List each line holding the string "React".

[Excerpted records]

┄┄┄┄┄┄┄┄┄┄┄┄┄┄┄┄┄┄┄┄

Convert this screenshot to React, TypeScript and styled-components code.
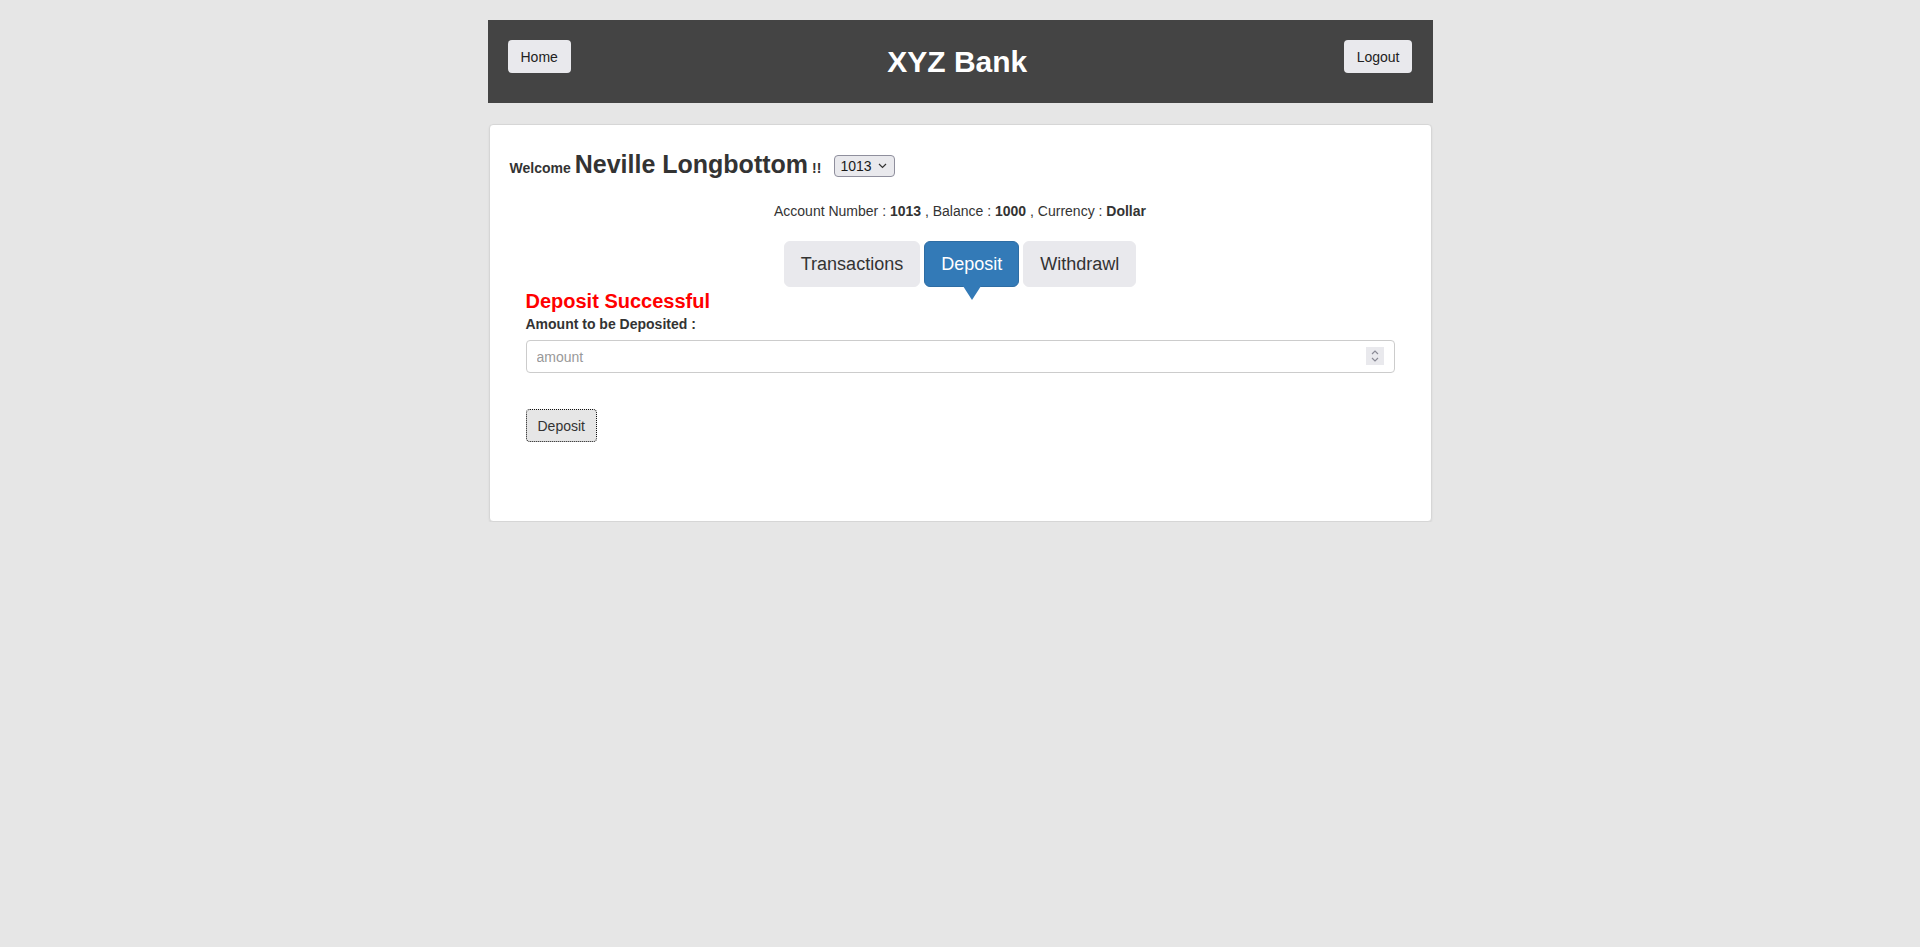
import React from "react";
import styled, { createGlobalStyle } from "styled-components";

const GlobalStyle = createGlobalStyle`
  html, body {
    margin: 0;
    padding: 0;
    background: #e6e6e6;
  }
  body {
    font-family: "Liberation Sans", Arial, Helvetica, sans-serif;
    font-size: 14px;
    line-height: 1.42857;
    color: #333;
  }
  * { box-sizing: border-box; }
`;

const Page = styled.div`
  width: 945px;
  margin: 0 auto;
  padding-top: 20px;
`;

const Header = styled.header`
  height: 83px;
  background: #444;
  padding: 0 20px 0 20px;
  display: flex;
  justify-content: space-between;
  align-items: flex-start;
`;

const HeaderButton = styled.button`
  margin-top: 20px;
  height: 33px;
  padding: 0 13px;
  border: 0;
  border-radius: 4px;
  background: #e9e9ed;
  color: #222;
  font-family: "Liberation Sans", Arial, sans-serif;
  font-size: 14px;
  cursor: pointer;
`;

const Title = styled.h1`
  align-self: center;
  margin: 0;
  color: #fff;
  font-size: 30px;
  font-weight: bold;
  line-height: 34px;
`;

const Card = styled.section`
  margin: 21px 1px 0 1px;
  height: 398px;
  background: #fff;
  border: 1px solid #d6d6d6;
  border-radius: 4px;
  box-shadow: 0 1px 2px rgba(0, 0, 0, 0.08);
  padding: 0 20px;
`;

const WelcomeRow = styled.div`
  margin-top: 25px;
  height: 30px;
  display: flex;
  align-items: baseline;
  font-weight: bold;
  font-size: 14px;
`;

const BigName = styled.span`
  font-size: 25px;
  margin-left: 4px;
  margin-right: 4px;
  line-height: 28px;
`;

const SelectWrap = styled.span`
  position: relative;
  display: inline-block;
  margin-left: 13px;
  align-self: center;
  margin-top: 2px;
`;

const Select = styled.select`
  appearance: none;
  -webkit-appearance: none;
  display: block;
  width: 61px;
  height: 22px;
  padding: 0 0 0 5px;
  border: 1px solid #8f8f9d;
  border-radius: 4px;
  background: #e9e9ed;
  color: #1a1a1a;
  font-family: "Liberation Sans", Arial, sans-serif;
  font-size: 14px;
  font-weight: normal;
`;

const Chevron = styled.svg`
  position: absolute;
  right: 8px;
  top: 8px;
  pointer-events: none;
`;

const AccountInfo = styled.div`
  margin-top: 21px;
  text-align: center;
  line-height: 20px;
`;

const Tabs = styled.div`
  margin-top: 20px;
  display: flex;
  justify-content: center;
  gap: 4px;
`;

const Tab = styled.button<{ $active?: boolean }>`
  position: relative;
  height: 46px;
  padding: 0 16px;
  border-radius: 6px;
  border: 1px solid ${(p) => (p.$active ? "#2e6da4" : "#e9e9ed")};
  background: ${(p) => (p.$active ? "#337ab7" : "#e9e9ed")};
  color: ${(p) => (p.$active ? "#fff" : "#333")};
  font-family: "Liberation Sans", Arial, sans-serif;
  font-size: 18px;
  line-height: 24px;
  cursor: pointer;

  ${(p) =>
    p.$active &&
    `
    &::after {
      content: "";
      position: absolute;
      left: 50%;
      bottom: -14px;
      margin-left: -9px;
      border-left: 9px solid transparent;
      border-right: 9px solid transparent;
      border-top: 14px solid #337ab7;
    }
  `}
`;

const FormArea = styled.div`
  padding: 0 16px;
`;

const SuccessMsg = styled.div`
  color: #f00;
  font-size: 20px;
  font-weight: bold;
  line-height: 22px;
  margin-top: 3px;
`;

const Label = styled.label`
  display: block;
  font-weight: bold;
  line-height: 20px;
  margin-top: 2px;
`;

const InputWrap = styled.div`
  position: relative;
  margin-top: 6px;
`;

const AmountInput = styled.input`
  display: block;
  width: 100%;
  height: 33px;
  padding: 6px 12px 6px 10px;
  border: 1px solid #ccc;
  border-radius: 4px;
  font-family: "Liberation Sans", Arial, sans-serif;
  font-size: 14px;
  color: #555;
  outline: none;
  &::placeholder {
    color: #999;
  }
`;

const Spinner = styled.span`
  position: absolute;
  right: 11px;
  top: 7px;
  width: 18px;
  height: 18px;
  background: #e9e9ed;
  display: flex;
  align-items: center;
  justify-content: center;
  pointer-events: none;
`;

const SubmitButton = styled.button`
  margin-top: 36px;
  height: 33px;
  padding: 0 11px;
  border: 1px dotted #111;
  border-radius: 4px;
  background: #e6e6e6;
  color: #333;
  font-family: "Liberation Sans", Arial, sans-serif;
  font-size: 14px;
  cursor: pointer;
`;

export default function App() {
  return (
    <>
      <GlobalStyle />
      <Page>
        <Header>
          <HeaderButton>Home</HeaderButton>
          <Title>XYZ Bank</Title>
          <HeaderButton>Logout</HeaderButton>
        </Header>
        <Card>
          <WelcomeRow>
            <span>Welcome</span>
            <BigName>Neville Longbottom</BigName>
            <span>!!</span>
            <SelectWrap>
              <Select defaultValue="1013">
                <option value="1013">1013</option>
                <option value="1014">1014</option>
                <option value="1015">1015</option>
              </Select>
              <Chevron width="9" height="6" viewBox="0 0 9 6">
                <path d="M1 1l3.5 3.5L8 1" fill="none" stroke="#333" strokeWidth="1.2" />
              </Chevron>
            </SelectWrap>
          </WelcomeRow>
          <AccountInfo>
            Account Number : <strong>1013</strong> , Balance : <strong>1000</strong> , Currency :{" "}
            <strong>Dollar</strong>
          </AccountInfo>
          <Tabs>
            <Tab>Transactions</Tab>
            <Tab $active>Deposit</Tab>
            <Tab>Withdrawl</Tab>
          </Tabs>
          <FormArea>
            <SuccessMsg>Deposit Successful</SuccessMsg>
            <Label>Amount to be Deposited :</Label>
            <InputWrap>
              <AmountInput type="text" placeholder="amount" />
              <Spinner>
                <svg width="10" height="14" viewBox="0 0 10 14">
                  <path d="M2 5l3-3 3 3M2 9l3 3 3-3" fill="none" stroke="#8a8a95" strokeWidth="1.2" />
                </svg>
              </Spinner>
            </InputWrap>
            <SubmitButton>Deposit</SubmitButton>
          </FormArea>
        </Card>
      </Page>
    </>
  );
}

┄┄┄┄┄┄┄┄┄┄┄┄┄┄┄┄┄┄┄┄

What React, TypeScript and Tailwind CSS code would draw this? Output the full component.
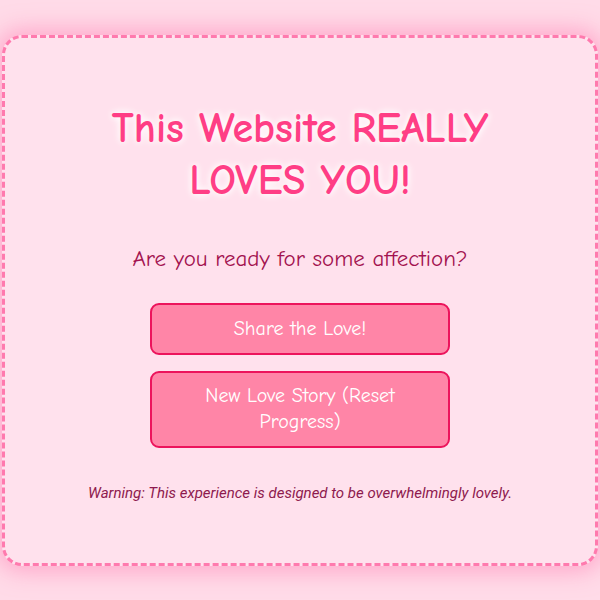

┄┄┄┄┄┄┄┄┄┄┄┄┄┄┄┄┄┄┄┄

[Expected output]
Convert this screenshot to React, TypeScript and styled-components code.
import React from "react";
What React, TypeScript and Tailwind CSS code would draw this? Output the full component.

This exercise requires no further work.